Bloodfever: MacKayla Lane and Jericho Barrons
Weeks have passed since the murder of Mac’s sister, weeks since Mac’s life was impossibly altered forever. The Unseelie flooding the city has worsened, and it seems there is little able to stop the flooding. But there may be some hope after all, other Sidhe-seers in the city, but are they good or bad. As the weeks pass and the violence escalates Mac learns that she can trust no one and the lines between good and bad are horrifically blurred. Mac’s own sense of right and wrong has been completely thrown and she realizes that she is capable of more than she ever thought possible on both sides of the fence.
In Bloodfever the action escalates to another level. Violence is now the normal in Mac’s world, it’s no longer “if” something comes after Mac it’s “when” and when is always sooner rather than later. At every turn in this book there is a threat looming ahead, behind, to the side and above Mac.
In this book Mac learns exactly what she is willing to do to stay alive. She realizes that sometimes there are fates that are worse than death and what exactly she is willing to do fight those fates. She learns that black and white are figments of an imagination, that most everything is a shade of grey. In Mac’s previous life there were clear lines of right and wrong and now that is all blown to hell and back. She also learns the exact value of hope and affect it has on one’s life. At points she is dragged through the gutter and back but somehow manages to survive partially from hope and partially from a shear will to live. Well and it doesn’t hurt that Barron’s is determined to keep her alive.
Speaking of Barron’s, there really isn’t really anything new to report on this front except he thaws out a little in this book. Becomes a little more a man and a little less of an Ice Man. He even laughs in this book! Amazing I know! Although, he remains just as frustratingly tight lipped as always. If I didn’t love the dark mysterious man bit so much I’d really hate Barron’s but as it is you can’t help but love him.
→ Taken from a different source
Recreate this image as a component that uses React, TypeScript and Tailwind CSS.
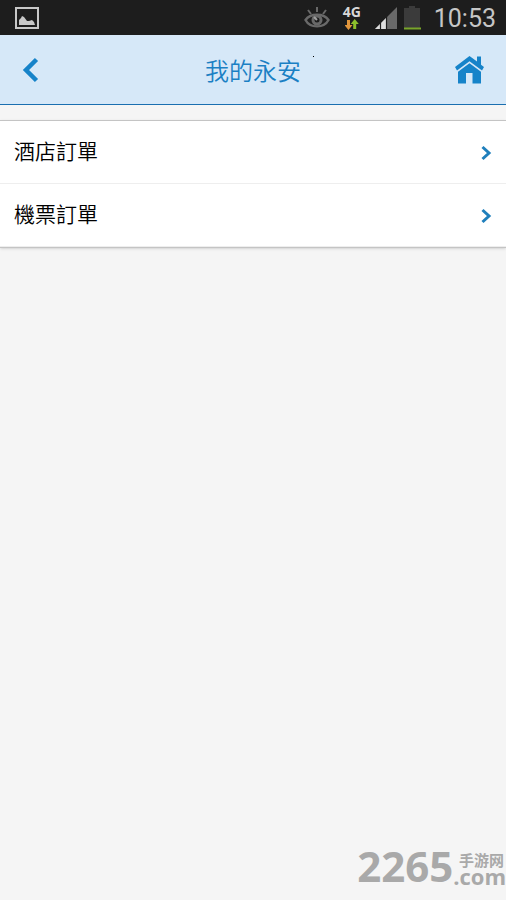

We get a deeper look into V’lane the Seelie prince. We get to spend a little more time with him in this book and I find him very interesting. He is a minimum of 140,000 years old and is completely out of touch of what he thinks a modern day woman would want. It’s kind of comical. I like V’lane even if he is a Death-By-Sex fae. I can’t help it, he just has this entitlement and strange sense of humor thing going for him. LOL
We also meet the young Dani, who is also a Sidhe-seers/ Although he is quite young at around 15 years old she already has many fae kills under her belt. Mac feels a kinship with Dani as sisters in vengeance. I have a feeling that we will be seeing more of Dani in the future and something tells me that she may even slide over to Mac’s fight.
Overall, I enjoyed this book more than the first. The world was set in the first book so Karen Marie Moning was able to jump right in with this book and boy did she ever. From the beginning we are taken through a roller coaster of action or emotion. As I mentioned in my first review Moning has left room for Mac to grow and she definitely grows up some in this book. She is still impossibly young for the task that has been set before her, but she is growing up at a rapid pace. I was not at all disappointed with this book and had troubles putting it down. I was up well past 3am before I finally made myself step back from the book.